I have looked around in Symfony, Propel, Creole, Phing - all parts of PHP/written using PHP for doing similar things like RoR and I like very much the strategy used there to put all relevant information into XML/XSL ... files, using DTD and Schema files for validation. Not that I want to start with that directly, but I want to keep that in mind, because that can make automatic validation of input later on relatively easy. As there are already tools in Tcl for handling that sort of things tDOM including XPath, tclXML etc. the parts are already there to be combined for an application.

APW inspired from stevel Tcl on Trax what about using TRAX (Tcl Rapid webAccess eXtension) as the name instead of ToW

escargo 21 May 2007 - Would there be any benefit to making the templating compatible with what's available as part of AOLserver Dyanmic Pages? (Or is that assuming the answer too soon?) Or is the templating in Wtcl adequate?

APW 2007-05-21 after having a more detailed look at symfony [4], propel [5] and phing [6] (the PHP analog on to RoR) I like some of the stuff they provide for example having XML files for storing all the information and for automatically having the possibility to validate all input. What I don't like is that the application(s) is(are) too big and on some places too complicated, but I think if one would strip down that and also have a look at RoR that would be the right direction to go. After a short look at AOLserver ADP for me that has too many hard wired features which could make it hard for programmers to be flexible. Wtcl needs to many calls in my opinion (but that is a question of taste :-)) ). What I want to get is a generator which makes the "low level stuff" and produces files which I can modify if I am not satisfied with the generated stuff. By the way the ideas for templating for RoR and symfony are after all very similar, I think both have been influence by the Apache Torque project (for symfony I know it).

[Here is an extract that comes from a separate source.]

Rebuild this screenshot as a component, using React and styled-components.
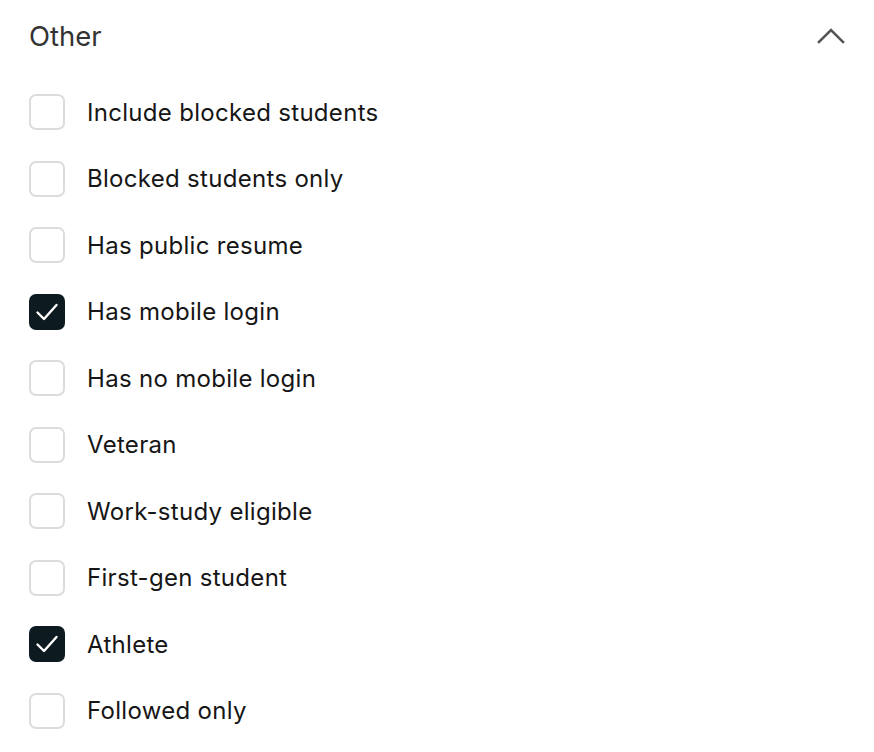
import React, { useState } from "react";
import styled, { createGlobalStyle } from "styled-components";

const Global = createGlobalStyle`
  html, body { margin: 0; padding: 0; background: #fff; }
  body { font-family: Inter, "Noto Sans", sans-serif; -webkit-font-smoothing: antialiased; }
`;

const Panel = styled.section`
  width: 874px;
  box-sizing: border-box;
  padding: 14px 28px 0 29px;
`;

const Header = styled.div`
  display: flex;
  align-items: center;
  justify-content: space-between;
  height: 44px;
`;

const Title = styled.h2`
  margin: 0;
  font-size: 27.5px;
  font-weight: 400;
  color: #333;
  letter-spacing: 0;
`;

const Toggle = styled.button`
  border: 0;
  background: none;
  padding: 0;
  width: 30px;
  height: 30px;
  display: flex;
  align-items: center;
  justify-content: center;
  cursor: pointer;
`;

const List = styled.ul`
  list-style: none;
  margin: 36px 0 0 0;
  padding: 0;
  display: flex;
  flex-direction: column;
  gap: 30.5px;
`;

const Row = styled.li`
  display: flex;
  align-items: center;
  gap: 22px;
  height: 36px;
  cursor: pointer;
`;

const Box = styled.span`
  width: 36px;
  height: 36px;
  box-sizing: border-box;
  border-radius: 7px;
  border: ${(p) => (p.$checked ? "none" : "2px solid #dcdcdc")};
  background: ${(p) => (p.$checked ? "#0d1b20" : "#fff")};
  display: flex;
  align-items: center;
  justify-content: center;
  flex: none;
`;

const Label = styled.span`
  font-size: 24px;
  color: #161616;
  letter-spacing: 0.3px;
`;

const items = [
  ["Include blocked students", false],
  ["Blocked students only", false],
  ["Has public resume", false],
  ["Has mobile login", true],
  ["Has no mobile login", false],
  ["Veteran", false],
  ["Work-study eligible", false],
  ["First-gen student", false],
  ["Athlete", true],
  ["Followed only", false],
];

export default function App() {
  const [state, setState] = useState(items.map((i) => i[1]));
  return (
    <>
      <Global />
      <Panel>
        <Header>
          <Title>Other</Title>
          <Toggle aria-label="Collapse">
            <svg width="28" height="16" viewBox="0 0 28 16" fill="none">
              <path d="M2 14 L14 2 L26 14" stroke="#555" strokeWidth="2.6" strokeLinecap="square" />
            </svg>
          </Toggle>
        </Header>
        <List>
          {items.map(([label], i) => (
            <Row key={label} onClick={() => setState((s) => s.map((v, j) => (j === i ? !v : v)))}>
              <Box $checked={state[i]}>
                {state[i] && (
                  <svg width="24" height="20" viewBox="0 0 24 20" fill="none">
                    <path d="M2.5 10.5 L9 17 L21.5 3" stroke="#fff" strokeWidth="2.4" strokeLinecap="round" strokeLinejoin="round" />
                  </svg>
                )}
              </Box>
              <Label>{label}</Label>
            </Row>
          ))}
        </List>
      </Panel>
    </>
  );
}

escargo - I thought part of the point of Rails was "convention over configuration" so that you could do away with XML files. Given that Tcl has such great introspection and dynamic code creation, I think there might be useful ways to avoid XML.

MJ - This is probably the most important strength of RoR. When you have a collection of users, the associated table in the db will (by default) be users. You can change it, but normally you don't have to. This makes configuring your application very straightforward, there is no need to spell out every detail of your schema in configuration files. Another thing RoR does systematically is ditch XML in favour of YAML which is a human readable configuration file format.

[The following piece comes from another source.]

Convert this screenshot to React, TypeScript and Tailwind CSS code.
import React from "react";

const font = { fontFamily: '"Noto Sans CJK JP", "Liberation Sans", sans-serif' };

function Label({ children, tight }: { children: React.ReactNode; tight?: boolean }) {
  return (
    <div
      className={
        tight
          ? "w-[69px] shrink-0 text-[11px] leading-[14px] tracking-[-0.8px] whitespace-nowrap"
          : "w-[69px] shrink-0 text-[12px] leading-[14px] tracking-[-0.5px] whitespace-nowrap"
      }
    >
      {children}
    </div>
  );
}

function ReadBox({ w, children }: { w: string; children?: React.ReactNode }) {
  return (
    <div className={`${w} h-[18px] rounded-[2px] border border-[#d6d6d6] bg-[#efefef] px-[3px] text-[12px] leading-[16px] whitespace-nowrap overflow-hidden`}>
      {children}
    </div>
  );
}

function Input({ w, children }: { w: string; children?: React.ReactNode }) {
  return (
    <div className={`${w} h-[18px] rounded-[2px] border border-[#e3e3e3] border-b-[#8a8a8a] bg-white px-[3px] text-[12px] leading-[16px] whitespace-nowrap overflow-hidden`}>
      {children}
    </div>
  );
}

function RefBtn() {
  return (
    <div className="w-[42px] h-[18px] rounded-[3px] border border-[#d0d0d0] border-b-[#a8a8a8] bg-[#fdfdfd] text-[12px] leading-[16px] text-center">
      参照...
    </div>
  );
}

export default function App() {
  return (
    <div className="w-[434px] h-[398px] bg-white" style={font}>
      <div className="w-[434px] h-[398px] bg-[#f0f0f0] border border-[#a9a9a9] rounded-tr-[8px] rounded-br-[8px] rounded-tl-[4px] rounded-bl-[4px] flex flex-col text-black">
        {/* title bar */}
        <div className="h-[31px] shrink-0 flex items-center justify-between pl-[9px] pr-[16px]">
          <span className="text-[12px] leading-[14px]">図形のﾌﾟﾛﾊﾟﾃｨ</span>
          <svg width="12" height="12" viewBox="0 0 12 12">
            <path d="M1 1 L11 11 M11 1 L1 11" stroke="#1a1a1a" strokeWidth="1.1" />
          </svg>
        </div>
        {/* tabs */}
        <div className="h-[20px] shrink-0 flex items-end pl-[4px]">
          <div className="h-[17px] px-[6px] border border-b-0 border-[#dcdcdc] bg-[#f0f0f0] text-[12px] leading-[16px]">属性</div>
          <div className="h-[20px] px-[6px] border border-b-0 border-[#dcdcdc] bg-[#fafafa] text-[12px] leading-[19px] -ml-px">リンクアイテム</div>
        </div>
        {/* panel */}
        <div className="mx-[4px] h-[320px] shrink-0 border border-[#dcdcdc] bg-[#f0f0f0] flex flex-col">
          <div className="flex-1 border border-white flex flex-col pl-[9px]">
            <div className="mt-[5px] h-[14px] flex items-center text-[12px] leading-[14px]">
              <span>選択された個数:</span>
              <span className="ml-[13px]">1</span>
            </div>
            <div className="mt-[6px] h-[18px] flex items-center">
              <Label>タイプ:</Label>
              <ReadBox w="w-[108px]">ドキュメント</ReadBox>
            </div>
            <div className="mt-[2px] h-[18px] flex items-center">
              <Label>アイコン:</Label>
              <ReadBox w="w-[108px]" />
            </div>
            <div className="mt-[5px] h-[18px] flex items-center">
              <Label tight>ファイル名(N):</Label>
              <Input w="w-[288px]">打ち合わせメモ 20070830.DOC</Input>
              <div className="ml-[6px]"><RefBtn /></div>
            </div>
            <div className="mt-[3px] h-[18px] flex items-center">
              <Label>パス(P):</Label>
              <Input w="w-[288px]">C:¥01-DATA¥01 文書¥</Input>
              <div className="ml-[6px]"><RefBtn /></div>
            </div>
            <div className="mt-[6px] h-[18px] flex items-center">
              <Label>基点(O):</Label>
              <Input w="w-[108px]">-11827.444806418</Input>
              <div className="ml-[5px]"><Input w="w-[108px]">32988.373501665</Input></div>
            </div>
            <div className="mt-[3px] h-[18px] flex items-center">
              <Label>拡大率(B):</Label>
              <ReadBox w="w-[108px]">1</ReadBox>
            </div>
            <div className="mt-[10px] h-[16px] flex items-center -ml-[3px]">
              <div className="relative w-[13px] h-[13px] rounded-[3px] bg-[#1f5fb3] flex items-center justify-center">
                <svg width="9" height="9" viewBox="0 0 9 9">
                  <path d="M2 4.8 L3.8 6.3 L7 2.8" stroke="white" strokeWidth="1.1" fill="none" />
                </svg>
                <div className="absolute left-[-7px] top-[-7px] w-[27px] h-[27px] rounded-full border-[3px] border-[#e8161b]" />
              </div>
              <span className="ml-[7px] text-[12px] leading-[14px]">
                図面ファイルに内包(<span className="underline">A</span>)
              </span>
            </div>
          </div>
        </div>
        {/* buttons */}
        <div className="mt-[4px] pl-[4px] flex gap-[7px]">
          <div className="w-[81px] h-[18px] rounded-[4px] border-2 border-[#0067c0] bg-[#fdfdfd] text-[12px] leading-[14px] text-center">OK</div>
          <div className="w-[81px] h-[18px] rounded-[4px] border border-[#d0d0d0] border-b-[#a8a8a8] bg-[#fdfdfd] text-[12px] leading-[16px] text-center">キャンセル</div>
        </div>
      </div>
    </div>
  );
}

APW interesting arguments, will have a closer look at YAML. Nevertheless I was thinking about let a GUI generate the XML files with minimal input from a user and only if you want to make special things you would modify and not create the XML configuration files.

escargo - Consider what the problem is that use of XML would solve, and then consider whether there might be other solutions. I might consider XML to be suitable for use in importing or exporting data from a system that uses a data base as a back end. For a Tcl-based system, we have many examples of where a Tcl application saves its state directly in Tcl files (sometimes read into a safe interpreter for processing).

APW 2007-05-23 One advantage is, that there exist a lot of Tcl tools to work with XML files and using XSLT makes it easy to convert it and using XSD-SCHEMA allows you to verify input easily. Not that I am fixed to XML but at least there is no Tcl Parser for YAML and the existing C-parser is not easily integrated to Tcl (I have looked at it and it also not easy (not difficult but a lot of work) to write a Tcl native parser for YAML. Until now all that stuff are just ideas and I am still open to change my mind and use a different technique (hopefully the best for Tcl environment).

slebetman - Personally I'd prefer a dict. It's natively Tcl and is far more human readable compared to either XML or YAML.

APW I was also thinking about (nested) dicts, because I like them, but would there be a problem if we not take one of the "mainstream" configuration file formats as other scripting languages are using them? For me it would be ok. Any comments?

LV The problems I can foresee are this:

  • if you are going to use an execute this type file format, then there are security concerns that will need to be addressed
  • likewise, when humans can edit the file, then they are like to mangle it - so checking of the input needs to take care
  • certainly there is potential for complaining ... but tcl was designed, initially, to be an embedded language in applications, so that users would use tcl to configure the application. using tcl for the configuration of this system makes a lot of sense to me

APW The configuration files will not be editable over the net, but the designer of the application will be the only one which edits them. So there seems to be no need to use a safe interpreter. The user of the application gets only forms to enter data via a HTML page sent to the browser using a POST request for the return. The execution of a configuration file or a file produced from a configuration file will (on the server) generate a HTML form which is forced by a cgi-bin request which in turn starts a request to a generator for a form page and the generator produces a HTML page as response (eventually interpreting Tcl code in the generic file for generating the page). Hope that explains it a little bit clearer. If the designer of the configuration file opens the door that is a different issue.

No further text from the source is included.